В монастыре ее обучили церковному пению и дали послушание петь на клиросе. В 1919 году, когда Клавдия Кряжева стала казначеей Ущельского монастыря, ее слепая сестра была поселена на монастырском подворье в Семженских кельях. В это время в послужном списке Ущельского монастыря нет указаний о характере послушания, которое несла Акулина Кряжева. В связи с этим можно предположить, что она, как сестра казначеи, была освобождена от послушаний.


В миру незрячая девушка оказалась никому не нужной. Возможно, именно это привело ее в монастырь, куда она ушла вместе с младшей сестрой


Призрением больных и нетрудоспособных лиц, – официально считавшихся послушницами, – занимались и другие северные монастыри. Например, в 1916 году в Арсениево-Комельском монастыре проживали четыре молодые послушницы-крестьянки, нетрудоспособные вследствие различных болезней: 24-летняя Анна Клюева и 22-летняя Текуса Баринова, страдавшие слепотой, 25-летняя глухонемая послушница Павла Грехнева, а также слабоумная 34-летняя Елизавета Калинина, поступившая в монастырь вместе со своей старшей сестрой Юлией. При этом Анна Клюева была принята в монастырь по просьбе губернаторши Е. А. Хвостовой, а Павла Грехнева, ранее находившаяся в Александровском приюте Вологды, – по просьбе губернатора Шрамченко в 1912 году.

Однако чаще всего северные женские монастыри брали на воспитание девочек-сирот.

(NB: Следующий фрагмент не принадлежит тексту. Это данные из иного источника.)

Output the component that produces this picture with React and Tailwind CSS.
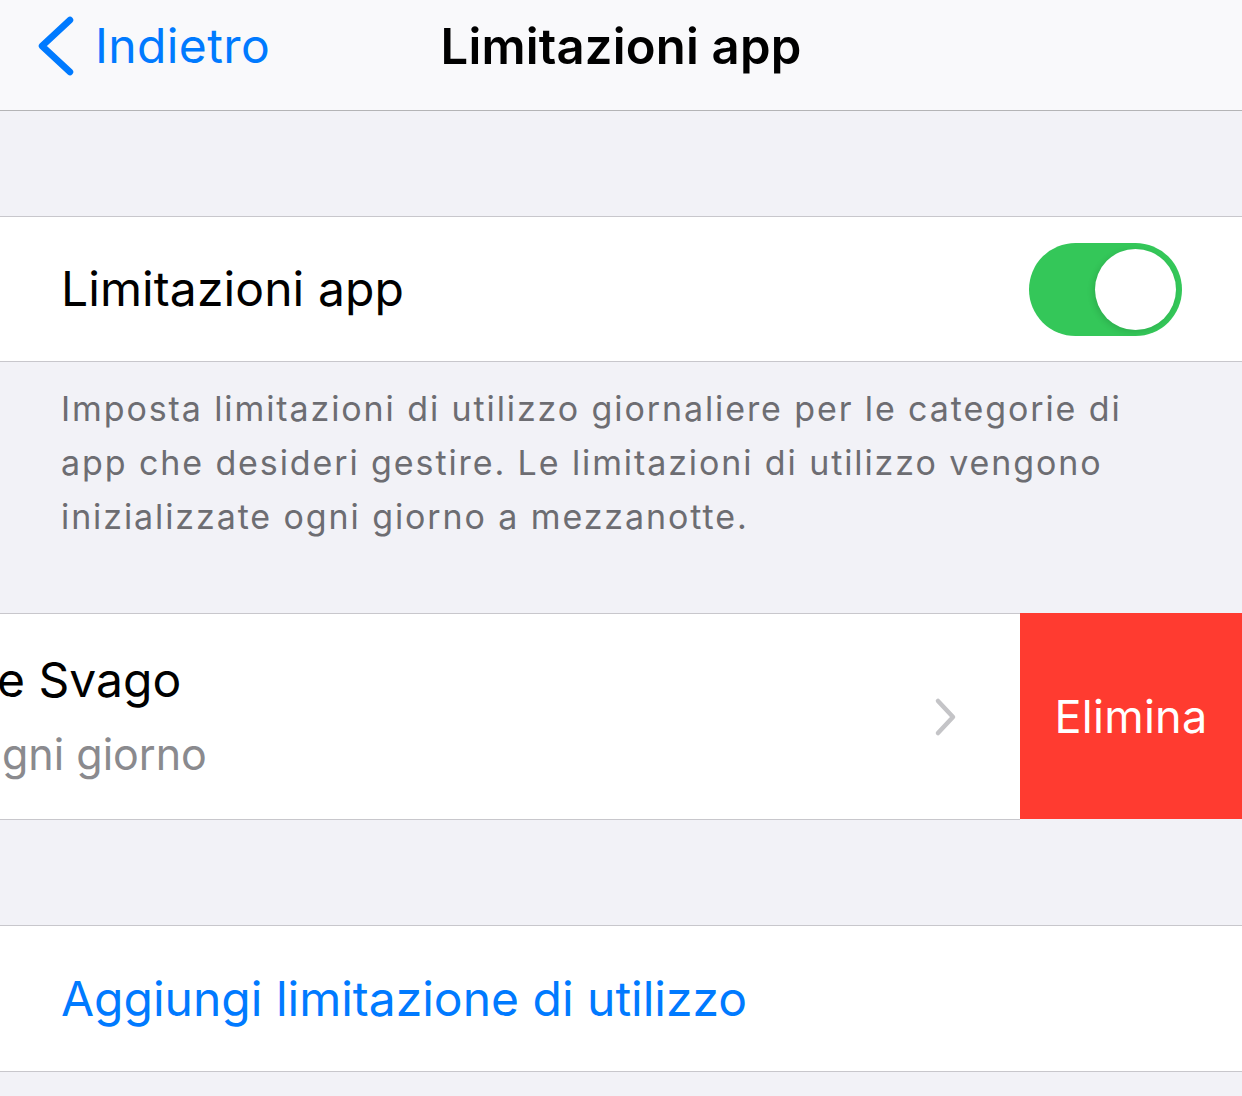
export default function App() {
  const font = { fontFamily: 'Inter, "Liberation Sans", sans-serif' }
  return (
    <div className="w-[1242px] h-[1096px] overflow-hidden bg-[#f2f2f7]" style={font}>
      {/* Nav bar */}
      <div className="relative h-[111px] bg-[#f9f9fb] border-b border-[#b4b4b6] flex items-center">
        <div className="flex items-center pl-[36px] pb-[18px] text-[#007aff]">
          <svg width="40" height="60" viewBox="0 0 40 60" fill="none">
            <path d="M34 4 L6 30 L34 56" stroke="#007aff" strokeWidth="6.5" strokeLinecap="round" strokeLinejoin="round" />
          </svg>
          <span className="ml-[19px] text-[48px] leading-none tracking-[0.4px]">Indietro</span>
        </div>
        <div className="absolute inset-x-0 top-0 h-[92px] flex items-center justify-center">
          <span className="text-[49px] font-semibold leading-none text-black tracking-[0.2px]">Limitazioni app</span>
        </div>
      </div>

      <div className="h-[105px]" />

      {/* Toggle row */}
      <div className="h-[146px] bg-white border-y border-[#c8c7cc] flex items-center justify-between pl-[61px] pr-[60px]">
        <span className="text-[48px] leading-none text-black tracking-[0.1px]">Limitazioni app</span>
        <div className="w-[153px] h-[93px] rounded-full bg-[#34c759] flex items-center justify-end pr-[6px]">
          <div className="w-[81px] h-[81px] rounded-full bg-white shadow-[-2px_2px_6px_rgba(0,0,0,0.12)]" />
        </div>
      </div>

      {/* Footer text */}
      <div className="h-[251px] pl-[61px] pr-[100px] pt-[20px]">
        <p className="text-[34px] leading-[54px] text-[#6d6d72] tracking-[1.9px]">
          Imposta limitazioni di utilizzo giornaliere per le categorie di app che desideri gestire. Le limitazioni di utilizzo vengono inizializzate ogni giorno a mezzanotte.
        </p>
      </div>

      {/* Swiped row */}
      <div className="flex items-start">
        <div className="flex-1 h-[207px] bg-white border-y border-[#c8c7cc] flex items-center justify-between pr-[62px]">
          <div className="flex flex-col -ml-[3px]">
            <span className="text-[48px] leading-[74px] text-black tracking-[0px]">e Svago</span>
            <span className="text-[43px] leading-[74px] text-[#8a8a8e] pl-[5px] tracking-[0px]">gni giorno</span>
          </div>
          <svg width="24" height="40" viewBox="0 0 24 40" fill="none">
            <path d="M4 4 L19 20 L4 36" stroke="#c4c4c7" strokeWidth="4.5" strokeLinecap="round" strokeLinejoin="round" />
          </svg>
        </div>
        <div className="w-[222px] h-[206px] bg-[#ff3b30] flex items-center justify-center">
          <span className="text-[45px] leading-none text-white tracking-[0.3px]">Elimina</span>
        </div>
      </div>

      <div className="h-[105px]" />

      {/* Add row */}
      <div className="h-[147px] bg-white border-y border-[#c8c7cc] flex items-center pl-[61px]">
        <span className="text-[48px] leading-none text-[#007aff] tracking-[0px]">Aggiungi limitazione di utilizzo</span>
      </div>
    </div>
  )
}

Уже упоминалось, что в Холмогорском монастыре в 1840 году был открыт «приют для девиц духовного звания», считавшийся первым образцовым учреждением такого рода. Даже в начале ХХ века в Холмогорском монастыре проживали девочки-воспитанницы. Именно они в 1913 году, к 50-летию игуменьи Ангелины (Спехиной), сочинили для нее поздравление.

В наше жестокое время текст этого поздравления кажется прямо-таки «лучом света в темном царстве». Вот он: «Кто жаждет – тот приди и жажду утоли. И научись тому, что только тот прекрасен в этом мире, в ком пламень сердца светит неустанно. Достоин только тот, кто душу отдает на жертву ближним. Велик лишь тот, кто познает любовь ценой страданья и отдает ее другим с улыбкой ясной». Увы, сейчас мы и думаем, и говорим совсем другое. Но это значит лишь то, что мы позабыли многие истины, известные в ХХ веке даже детям. Или – известные именно детям-сиротам, которые сами «познали любовь ценой страданья».

Между прочим, биография самой игуменьи Ангелины, которой предназначалось это трогательное поздравление, является подтверждением того, что Холмогорский монастырь брал на воспитание девочек. Будущая игуменья Ангелина (в миру Матрона) была привезена в Холмогорский монастырь сборщицей, монахиней Мариониллой, вернувшейся туда из Петербурга. Это произошло в 1863 году. В то время Матреше Спехиной было всего семь лет. По какой причине матери Марионилле пришлось везти эту девочку на далекий Север – неизвестно. Возможно, она сделала это потому, что Матреша была сиротой. Конец этой истории уже известен читателю – девочка навсегда осталась в воспитавшей ее обители, стала монахиней, а затем и игуменьей…

Как, возможно, помнит читатель, отсутствие в монастырской документации сведений о наличии благотворительных учреждений – тех же богаделен, – не является несомненным доказательством того, что та или иная обитель не занималась этим видом благотворительной деятельности. Просто призреваемые в монастырях старушки официально числились послушницами. Точно так же обстояло дело и с монастырскими детскими приютами. Помимо Холмогорского и Горнего Успенского монастыря, имевших специальные сиротские приюты, призрением сирот занимались и другие женские обители. Но официально девочки-сироты опять-таки считались послушницами.

Иногда упоминания о таких «послушницах-воспитанницах» встречаются даже в монастырских легендах. Например, старожилы Шенкурска рассказывали о том, как одной маленькой послушнице Шенкурского монастыря будто бы дали послушание гонять ворон с крыши. Безусловно, подобное «послушание» могло быть дано именно ребенку, не способному на какое-то другое дело.